Indian stock market may now be priced to perfection

The Indian market trades at 16.9 times FY18 projected earnings, a 20% premium to long-term average and one positive standard deviation away from mean. The farther it is away from mean, the higher the probability of it returning to the mean, statistically known as mean revert. Except for technology and healthcare stocks, most Nifty constituents are valued much higher than their long-term average.
The most critical factor for premium valuation, earnings growth, has not been encouraging. Barring commodity stocks, most Nifty’s constituents have seen earnings downgrades. Also, the consensus estimate has overestimated earnings growth for the fifth year in a row.

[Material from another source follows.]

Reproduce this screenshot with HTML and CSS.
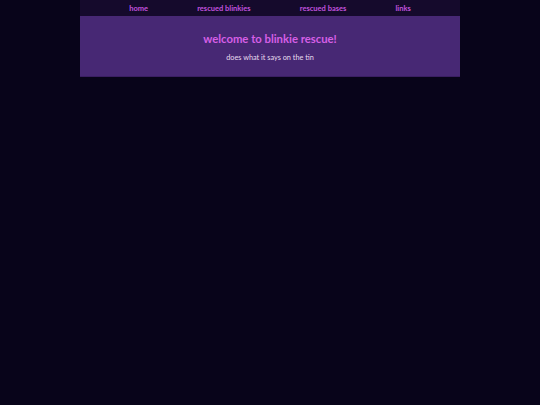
FILE: index.html
```html
<!DOCTYPE html>
<html>
<head>
<meta charset="utf-8">
<link rel="stylesheet" href="styles.css">
</head>
<body>
<div class="wrap">
  <nav class="nav">
    <a href="#">home</a>
    <a href="#">rescued blinkies</a>
    <a href="#">rescued bases</a>
    <a href="#">links</a>
  </nav>
  <header class="head">
    <h1 class="title">welcome to blinkie rescue!</h1>
    <p class="sub">does what it says on the tin</p>
  </header>
</div>
</body>
</html>
```
FILE: styles.css
```css
html, body { margin: 0; padding: 0; }
body {
  background: #08041a;
  font-family: "Lato", "Noto Sans", sans-serif;
  width: 540px;
  height: 405px;
}
.wrap {
  width: 380px;
  margin: 0 auto;
}
.nav {
  display: flex;
  justify-content: space-evenly;
  align-items: center;
  height: 16px;
  background: #150a2c;
}
.nav a {
  color: #c252df;
  text-decoration: none;
  font-size: 7.5px;
  font-weight: bold;
}
.head {
  background: #472874;
  border-bottom: 1px solid #3a1f62;
  height: 60px;
  display: flex;
  flex-direction: column;
  align-items: center;
}
.title {
  margin: 16px 0 0;
  font-size: 11.3px;
  font-weight: bold;
  color: #d65fe6;
  line-height: 14px;
}
.sub {
  margin: 7px 0 0;
  font-size: 7.3px;
  color: #e8dcef;
  line-height: 9px;
}
```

A report by Credit Suisse said India is the third worst among larger emerging markets, behind Mexico and South Africa, in over-promising and under-delivering on earnings growth in the past 15 years.

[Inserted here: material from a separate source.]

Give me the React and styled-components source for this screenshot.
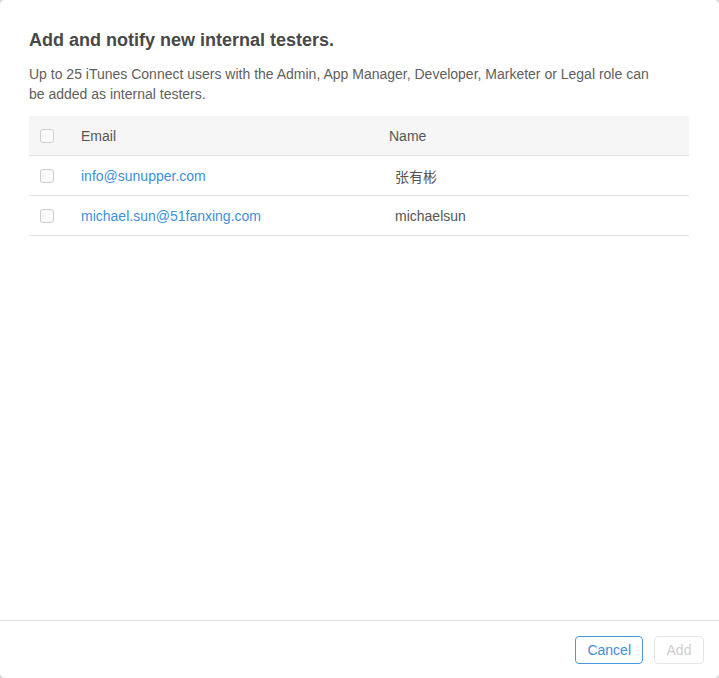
import React from "react";
import styled, { createGlobalStyle } from "styled-components";

const Global = createGlobalStyle`
  html, body { margin: 0; padding: 0; background: #d8d8d8; }
  body { font-family: "Liberation Sans", Arial, "Noto Sans CJK SC", sans-serif; }
  * { box-sizing: border-box; }
`;

const Modal = styled.div`
  width: 719px;
  height: 678px;
  background: #fff;
  border-radius: 5px;
  display: flex;
  flex-direction: column;
  overflow: hidden;
`;

const Body = styled.div`
  flex: 1;
  padding: 29px 30px 0 29px;
`;

const Title = styled.h1`
  margin: 0;
  font-size: 18px;
  font-weight: bold;
  color: #484848;
  line-height: 22px;
`;

const Desc = styled.p`
  margin: 13px 0 0;
  max-width: 632px;
  font-size: 14px;
  line-height: 20px;
  color: #606060;
`;

const Table = styled.div`
  margin-top: 12px;
  display: flex;
  flex-direction: column;
`;

const Row = styled.div`
  display: grid;
  grid-template-columns: 41px ${(p) => (p.$head ? "308px" : "314px")} 1fr;
  align-items: center;
  height: 40px;
  border-bottom: 1px solid #e3e3e3;
  background: ${(p) => (p.$head ? "#f6f6f6" : "#fff")};
  padding-left: 11px;
  font-size: 14px;
`;

const Check = styled.span`
  display: block;
  width: 14px;
  height: 14px;
  border: 1px solid #cfcfcf;
  border-radius: 3px;
  background: #fafafa;
`;

const HeadCell = styled.span`
  color: #555;
`;

const Link = styled.a`
  color: #3d8fd8;
  text-decoration: none;
`;

const NameCell = styled.span`
  color: #555;
`;

const Footer = styled.div`
  height: 58px;
  border-top: 1px solid #e3e3e3;
  display: flex;
  justify-content: flex-end;
  align-items: flex-start;
  gap: 11px;
  padding: 15px 15px 0 0;
`;

const Button = styled.button`
  height: 28px;
  padding: 0 11px;
  min-width: ${(p) => (p.$disabled ? "50px" : "66px")};
  font-family: inherit;
  font-size: 14px;
  background: #fff;
  border-radius: 4px;
  border: 1px solid ${(p) => (p.$disabled ? "#e6e6e6" : "#4a98dc")};
  color: ${(p) => (p.$disabled ? "#cfcfcf" : "#3d8fd8")};
  cursor: ${(p) => (p.$disabled ? "default" : "pointer")};
`;

const users = [
  { email: "info@sunupper.com", name: "张有彬" },
  { email: "michael.sun@51fanxing.com", name: "michaelsun" },
];

export default function App() {
  return (
    <>
      <Global />
      <Modal>
        <Body>
          <Title>Add and notify new internal testers.</Title>
          <Desc>
            Up to 25 iTunes Connect users with the Admin, App Manager, Developer, Marketer or Legal role can be added as internal testers.
          </Desc>
          <Table>
            <Row $head>
              <Check />
              <HeadCell>Email</HeadCell>
              <HeadCell>Name</HeadCell>
            </Row>
            {users.map((u) => (
              <Row key={u.email}>
                <Check />
                <Link href="#">{u.email}</Link>
                <NameCell>{u.name}</NameCell>
              </Row>
            ))}
          </Table>
        </Body>
        <Footer>
          <Button>Cancel</Button>
          <Button $disabled disabled>Add</Button>
        </Footer>
      </Modal>
    </>
  );
}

India’s valuation premium against other emerging markets is also widening, touching 40.8% in April against 12-year average of 30%. On sector-adjusted basis, MSCI India trades at 19 times 12-month earnings, a 58% premium to the emerging market aggregate. It means a sharp rise has made market expensive in absolute and relative terms.
On the currency front, the rupee is one of the strongest since the start of the year due to high positive real interest rates. Foreign portfolio investors invested $9.1 billion in Indian equities and debt in March.